Ipsis Litteris

Revisão de textos



quarta-feira, 1 de dezembro de 2010

Quando Chico Buarque e Rammstein se encontraram

Comecei a curtir Rammstein muito antes de começar a aprender alemão. Na verdade, o que mais me motivou a procurar um curso de língua alemã foi justamente esse contato com a língua de Brecht, Kafka, Goethe. Mesmo gostando muito da banda, na terça-feira passada (30/11), abri mão da oportunidade de assistir à segunda apresentação dos caras aqui no Brasil, a turnê de Liebe ist für alle da (2009), não pelo preço do ingresso (consideráveis R$ 200 pelo mais barato!), mas por uma espécie de oclofobia (tenho mesmo é medo de ser pisoteado, devido à minha altura…!).

Mas me fartei de escutar o LIFAD, o mais recente álbum da banda. E futricando pela net, descobri que a quarta faixa desse álbum, Haifisch, intertextualiza com uma das canções do musical Die Dreigroschenoper (1928), Die Moritat von Mackie Messer, o que, imediatamente, me lembrou Chico Buarque. Chico Buarque? Sim, o bom e velho Chico: a primeira e a última canções da Ópera do Malandro, de 1979, são uma versão em português da canção em alemão.

Die Dreigroschenoper é um musical composto pelos alemães Bertolt Brecht, poeta, diretor e dramaturgo, e Kurt Weill, compositor. Em tradução livre para o português, o título traduz-se algo como A Ópera de Três Vinténs, “planejada de forma tão pomposa, como só um mendigo poderia sonhar, e porque ela deveria ser tão barata, que até os mendigos possam pagar”, numa clara crítica ao mundo capitalismo. Inspirada na ópera de balada de John Gay The Beggar’s Opera (1728), Die Dreigroschenoper narra o desfecho trágico de um notório criminoso – MacHeath, popularmente conhecido como Macki Messer – da Londres vitoriana, cujos atos se emaranham com as atividades ilícitas da polícia e de banqueiros. Há adaptações para o cinema e, mais recententemente, para a televisão (2004).

A canção de abertura do musical de Bertolt e Weill, Die Moritat von Mackie Messer, fez estrondoso sucesso e já rendeu mais de 30 versões (e outras tantas referências), desde a primeira execução da ópera, entre elas a de Chico Buarque, para o musical Ópera do Malandro – posteriormente também ganhou adaptação para o cinema (1985), que narra a história de Max Overseas e seu envolvimento com atividades ilícitas.
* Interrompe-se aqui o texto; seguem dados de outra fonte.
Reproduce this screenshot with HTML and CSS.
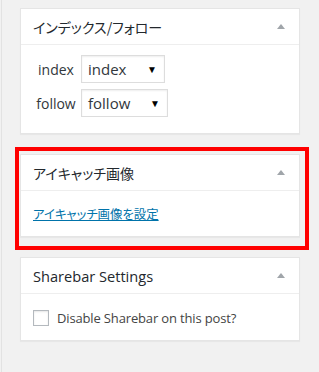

Haifisch não é exatamente uma nova versão de Die Moritat, mas sugere intertextualidades. O título traduz-se por tubarão em português, peixe com o qual MacHeath é comparado – enquanto o tubarão mostra os dentes (Zähne) na cara, a faca (Messer) de MacHeath ninguém vê:

Und der Haifisch, der hat Zähne
Und die trägt er im Gesicht
Und MacHeath, der hat ein Messer
Doch das Messer sieht man nicht

Diferentemente, o texto de Rammstein não se refere diretamente a algum criminoso e, no contexto geral do álbum – o amor é para todos aí – parece apontar para a velha fórmula “os brutos também amam”:

Und der Haifisch, der hat Tränen
Und die laufen vom Gesicht
Doch der Haifisch lebt im Wasser
so die Tränen sieht man nicht

Tubarões também amam. E choram, mas suas lágrimas  (Tränen) não são vistas, porque vive de baixo d’água – e suas lágrimas é que salgam o mar:

Und so kommt es dass das Wasser
in den Meeren salzig ist

Além do mais, ambos os textos mantêm versos heptassílabos como padrão métrico.

Assim, não é à toa que em minha biblioteca de música Chico Buarque e Rammstein cantam sempre no mesmo palco. Um artista que se preocupa em conferir sentido ao que produz merece ser ouvido, visto, sentido etc. etc.